2) crypto crashes, never comes back up and we wasted our time/money —— this is obviously the other possibility. Obviously if we didn’t feel crypto (and specifically smart contracts) would change the way the world does things we would not have wasted our time. That said, by choosing to incorporate our business, this seemed like it better protected us because all business expenses would be a tax write off regardless for next year (business expenses have always been an irs safe haven whereas crypto tax policy didn’t look as optimistic). Also the way we figured it if the market truly crashed, we would never have been able to guess the timing of it, so we likely would have lost all of our invested funds regardless.
Matt: Was it difficult to learn all the applications to make sure you're maximizing your profit and avoiding downtime?
Joe: It was very similar to learning a programming language. Nothing was especially difficult, but if you have zero experience with the new language then the only way to learn is through trial and error. It took us roughly 2 months to really figure it out, so while we did lose profitability to downtime it won’t really change the big picture.
Matt: How long would it take you to break even if the price of Ethereum was $800 always? Would that time frame go up or down much if you, for example, invested $50,000 worth of equipment compared to just $5,000?

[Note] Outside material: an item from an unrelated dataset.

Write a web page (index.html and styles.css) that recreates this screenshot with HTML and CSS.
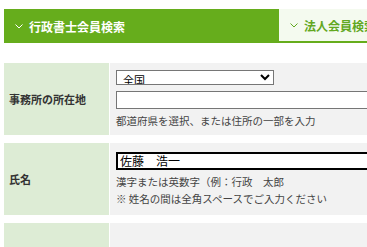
FILE: index.html
```html
<!DOCTYPE html>
<html lang="ja">
<head>
  <meta charset="UTF-8" />
  <title>会員検索</title>
  <link rel="stylesheet" href="styles.css">
</head>
<body>

<div class="page">
  <div class="tabs">
    <div class="tab tab-active">
      <svg class="chev" width="8" height="5" viewBox="0 0 8 5"><polyline points="0.5,0.5 4,4 7.5,0.5" fill="none" stroke="currentColor" stroke-width="1"/></svg>
      <span>行政書士会員検索</span>
    </div>
    <div class="tab">
      <svg class="chev" width="8" height="5" viewBox="0 0 8 5"><polyline points="0.5,0.5 4,4 7.5,0.5" fill="none" stroke="currentColor" stroke-width="1"/></svg>
      <span>法人会員検索</span>
    </div>
  </div>

  <div class="form">
    <div class="row">
      <div class="label">事務所の所在地</div>
      <div class="field">
        <select class="pref">
          <option>全国</option>
        </select>
        <input type="text" class="text" />
        <p class="help">都道府県を選択、または住所の一部を入力</p>
      </div>
    </div>

    <div class="row">
      <div class="label">氏名</div>
      <div class="field">
        <input type="text" class="text focused" value="佐藤　浩一" />
        <p class="help">漢字または英数字（例：行政　太郎<br>※ 姓名の間は全角スペースでご入力ください</p>
      </div>
    </div>

    <div class="row">
      <div class="label"></div>
      <div class="field">
        <input type="text" class="text" />
      </div>
    </div>
  </div>
</div>

</body>
</html>
```

FILE: styles.css
```css
html, body {
  overflow: hidden;
}

body {
  margin: 0;
  font-family: "Noto Sans CJK JP", "Noto Sans", sans-serif;
  color: #333;
  background-color: #fff;
}

.page {
  width: 600px;
  padding: 9px 0 0 4px;
}

.tabs {
  display: flex;
  height: 34px;
}

.tab {
  width: 275px;
  display: flex;
  align-items: center;
  gap: 6px;
  padding-left: 11px;
  box-sizing: border-box;
  background-color: #f4faef;
  color: #62a81f;
  border-bottom: 2px solid #66ad1c;
  font-size: 12px;
  font-weight: bold;
}

.tab-active {
  background-color: #66ad1c;
  color: #fff;
  border-bottom: none;
}

.chev {
  display: block;
}

.form {
  margin-top: 20px;
  display: flex;
  flex-direction: column;
  gap: 8px;
}

.row {
  display: grid;
  grid-template-columns: 105px 1fr;
  gap: 1px;
  min-height: 72px;
}

.label {
  background-color: #ddecd5;
  display: flex;
  align-items: center;
  padding-left: 5px;
  font-size: 11px;
  font-weight: bold;
  color: #333;
}

.field {
  background-color: #f2f2f2;
  padding: 6px 6px;
  display: flex;
  flex-direction: column;
  justify-content: center;
  align-items: flex-start;
}

.pref {
  width: 158px;
  height: 15px;
  font-family: inherit;
  font-size: 11px;
  padding: 0 2px;
  border: 1px solid #767676;
  border-radius: 0;
  background-color: #fff;
  color: #000;
}

.text {
  width: 300px;
  height: 18px;
  margin-top: 6px;
  box-sizing: border-box;
  border: 1px solid #767676;
  background-color: #fff;
  font-family: inherit;
  font-size: 12px;
  padding: 0 2px;
  color: #000;
}

.field > .text:first-child {
  margin-top: 0;
}

.focused {
  border: 2px solid #000;
  height: 18px;
}

.help {
  margin: 3px 0 0;
  font-size: 10.5px;
  line-height: 17px;
  color: #444;
}
```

Joe: each rig costs just under 7K. It produces .7-.77 ether per month at current difficulty rates. If everything held as you mentioned then it would take roughly 8.5 ether to break even, which would take roughly 12 months to achieve. This is a simplified example that isn’t really possible assuming difficulty continues to increase, but shouldn’t be more than 14 months at that price. Since the productivity/cost of each rig is relatively fixed, that estimate would be linear if you invested x amount of capital (so 50,000 and 7,000 would yield the same ROI, it’s just a matter of how many systems you can manage given heat/power consumption).

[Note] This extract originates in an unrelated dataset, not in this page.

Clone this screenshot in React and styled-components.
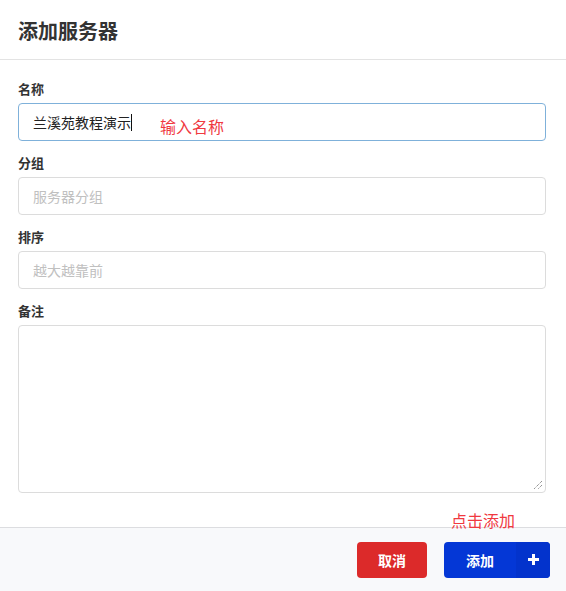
import React from "react";
import styled, { createGlobalStyle } from "styled-components";

const Global = createGlobalStyle`
  html, body { margin: 0; padding: 0; background: #fff; }
  body { font-family: "Noto Sans CJK SC", "Noto Sans", sans-serif; color: #333; }
  * { box-sizing: border-box; }
`;

const Modal = styled.div`
  width: 566px;
  height: 591px;
  display: flex;
  flex-direction: column;
  background: #fff;
  position: relative;
`;

const Header = styled.div`
  height: 60px;
  flex: none;
  display: flex;
  align-items: center;
  padding: 0 18px;
  border-bottom: 1px solid #e3e3e3;
`;

const Title = styled.h3`
  margin: 0;
  font-size: 20px;
  font-weight: 700;
  color: #333;
  line-height: 26px;
  margin-top: 3px;
`;

const Body = styled.div`
  flex: 1;
  padding: 19px 20px 0 18px;
  display: flex;
  flex-direction: column;
  gap: 12px;
`;

const Field = styled.div`
  display: flex;
  flex-direction: column;
  gap: 4px;
  position: relative;
`;

const Label = styled.label`
  font-size: 13px;
  font-weight: 700;
  line-height: 20px;
  color: #333;
`;

const Input = styled.div`
  height: 38px;
  border: 1px solid ${(p) => (p.$focused ? "#7fb1da" : "#dcdcdc")};
  border-radius: 4px;
  padding: 0 14px;
  display: flex;
  align-items: center;
  font-size: 14px;
  color: ${(p) => (p.$placeholder ? "#c0c0c0" : "#222")};
  background: #fff;
`;

const Caret = styled.span`
  display: inline-block;
  width: 1px;
  height: 17px;
  background: #111;
`;

const TextArea = styled.div`
  height: 168px;
  border: 1px solid #dcdcdc;
  border-radius: 4px;
  position: relative;
`;

const Grip = styled.svg`
  position: absolute;
  right: 2px;
  bottom: 2px;
`;

const Note = styled.span`
  position: absolute;
  color: #f0393f;
  font-size: 16px;
  line-height: 20px;
  white-space: nowrap;
  font-family: "Noto Sans CJK SC", sans-serif;
`;

const Footer = styled.div`
  height: 64px;
  flex: none;
  background: #f8f9fb;
  border-top: 1px solid #dcdde0;
  display: flex;
  align-items: center;
  justify-content: flex-end;
  gap: 17px;
  padding: 0 16px 0 0;
`;

const Button = styled.button`
  height: 36px;
  border: none;
  border-radius: 4px;
  color: #fff;
  font-family: "Noto Sans CJK SC", sans-serif;
  font-size: 14px;
  font-weight: 700;
  padding: 0;
  display: flex;
  align-items: stretch;
  overflow: hidden;
  background: ${(p) => (p.$variant === "danger" ? "#dc2a2a" : "#0437d6")};
  width: ${(p) => p.$width}px;
`;

const BtnText = styled.span`
  flex: 1;
  display: flex;
  align-items: center;
  justify-content: center;
`;

const BtnIcon = styled.span`
  width: 34px;
  display: flex;
  align-items: center;
  justify-content: center;
  background: #0333cc;
`;

export default function App() {
  return (
    <>
      <Global />
      <Modal>
        <Header>
          <Title>添加服务器</Title>
        </Header>
        <Body>
          <Field>
            <Label>名称</Label>
            <Input $focused>
              <span>兰溪苑教程演示</span>
              <Caret />
            </Input>
            <Note style={{ left: 142, top: 37 }}>输入名称</Note>
          </Field>
          <Field>
            <Label>分组</Label>
            <Input $placeholder>服务器分组</Input>
          </Field>
          <Field>
            <Label>排序</Label>
            <Input $placeholder>越大越靠前</Input>
          </Field>
          <Field>
            <Label>备注</Label>
            <TextArea>
              <Grip width="10" height="10" viewBox="0 0 10 10">
                <path d="M9 1 L1 9 M9 5 L5 9" stroke="#666" strokeWidth="1" strokeDasharray="1 1" />
              </Grip>
            </TextArea>
          </Field>
        </Body>
        <Note style={{ left: 451, top: 510 }}>点击添加</Note>
        <Footer>
          <Button $variant="danger" $width={70}>
            <BtnText>取消</BtnText>
          </Button>
          <Button $width={106}>
            <BtnText>添加</BtnText>
            <BtnIcon>
              <svg width="13" height="13" viewBox="0 0 13 13">
                <path d="M6.5 1 V12 M1 6.5 H12" stroke="#fff" strokeWidth="3" />
              </svg>
            </BtnIcon>
          </Button>
        </Footer>
      </Modal>
    </>
  );
}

Matt: Since you two went 50/50, how do you decide when to cash out?
Joe: pascal and I agreed at the beginning it really only made sense to hold until we at least make our money back. One converse example would be if we chose to liquidate monthly. If you look at the math behind this model, however, it would be more profitable to have never invested in the miners in the first place and instead have simple kept all 70K invested in the market. The only way for our strategy to be more profitable we need all 60 ether we invested to be make back, then we’re truly playing with (crypto) house money. It would be easy for either of us to change this strategy (since we can easily pay our either investor their owed share of the pot anytime) but for now we both think this makes the most sense for our long term goals.

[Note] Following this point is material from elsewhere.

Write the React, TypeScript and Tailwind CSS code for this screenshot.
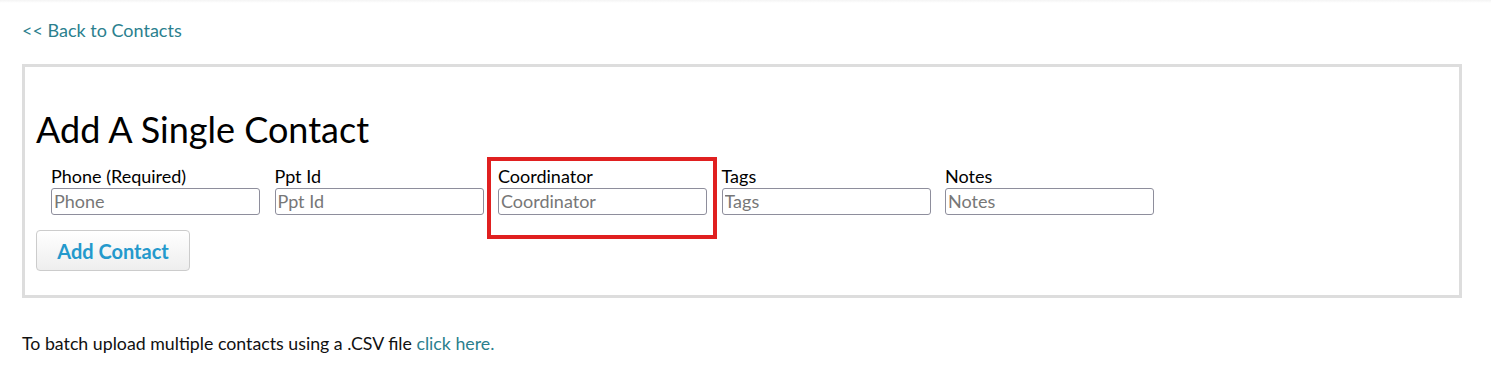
const fields = [
  { label: "Phone (Required)", placeholder: "Phone" },
  { label: "Ppt Id", placeholder: "Ppt Id" },
  { label: "Coordinator", placeholder: "Coordinator", highlight: true },
  { label: "Tags", placeholder: "Tags" },
  { label: "Notes", placeholder: "Notes" },
];

export default function App() {
  return (
    <div className="min-h-[386px] bg-white px-[22px] font-['Lato','Liberation_Sans',sans-serif] text-[18px] text-[#111]">
      <div className="h-[3px] -mx-[22px] bg-gradient-to-b from-[#f4f4f4] to-white" />
      <div className="pt-[15px] leading-6">
        <a href="#" className="text-[#2b7f8e]">&lt;&lt; Back to Contacts</a>
      </div>

      <div className="mt-[22px] w-[1440px] border-[3px] border-[#dddddd] px-[11px] pt-[40px] pb-[24px]">
        <h2 className="text-[36px] leading-[44px] text-black">Add A Single Contact</h2>

        <div className="mt-[14px] flex gap-[14.5px] pl-[15px]">
          {fields.map((field) => (
            <div key={field.label} className="relative w-[209px]">
              {field.highlight && (
                <div className="pointer-events-none absolute -left-[11px] -right-[10px] -top-[8px] -bottom-[24px] border-4 border-[#e02020]" />
              )}
              <label className="block leading-[23px] text-black">{field.label}</label>
              <input
                placeholder={field.placeholder}
                className="block h-[27px] w-full rounded-[3px] border border-[#8e8e9c] px-[2px] text-[18px] outline-none placeholder:text-[#777777]"
              />
            </div>
          ))}
        </div>

        <button className="mt-[15px] h-[41px] w-[154px] rounded-[4px] border border-[#cccccc] bg-gradient-to-b from-white to-[#eeeeee] text-[20px] font-bold text-[#2499cc]">
          Add Contact
        </button>
      </div>

      <p className="mt-[33px] text-[17.75px] leading-6">
        To batch upload multiple contacts using a .CSV file{" "}
        <a href="#" className="text-[#2b7f8e]">click here.</a>
      </p>
    </div>
  );
}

Matt: In real estate, I never did many 50/50 deals because one person would get stuck with the management, which directly relates to long-term profitability. Do you take turns managing the mining rigs?
Joe: No, we’re both pretty busy so we just try to help whenever we can. Fortunately the only management comes in the form of downtime. Our downtime now is minimal so there really is not a lot of work involved (one the reasons we love crypto mining in the first place!)
Pascal: in addition to what Joe mentioned, we somewhat split the responsibilities. Joe took lead on building the rigs and understanding how to increase efficiency and decrease down time (it doesn’t sound time intensive but it really is). I’ve been in charge of accounting, acquiring equipment (buying/selling on eBay), and taking lead on potential spaces we could move the rigs into.
Matt: Wow this all gets so complicated since the price of Ethereum is always moving so much. So if you were to resell all the equipment you bought what percent of your total investment would you lose, if any? And if you sold Ethereum that you're holding today (the price right now is $738 before any fees).
Pascal: I’m not entirely sure but if I were to guess, we’d likely be able to sell the equipment (today), for 1/3 or 1/4 of our original purchase price. It really depends on how well the crypto market is performing and the upswing for demand in mining equipment. Should there be another huge spike in Crypto price, we’d likely be able to sell them for more than we bought them for. If there’s a crash or a switch for Ether to Proof of Stake, it would not be worth the hassle of selling.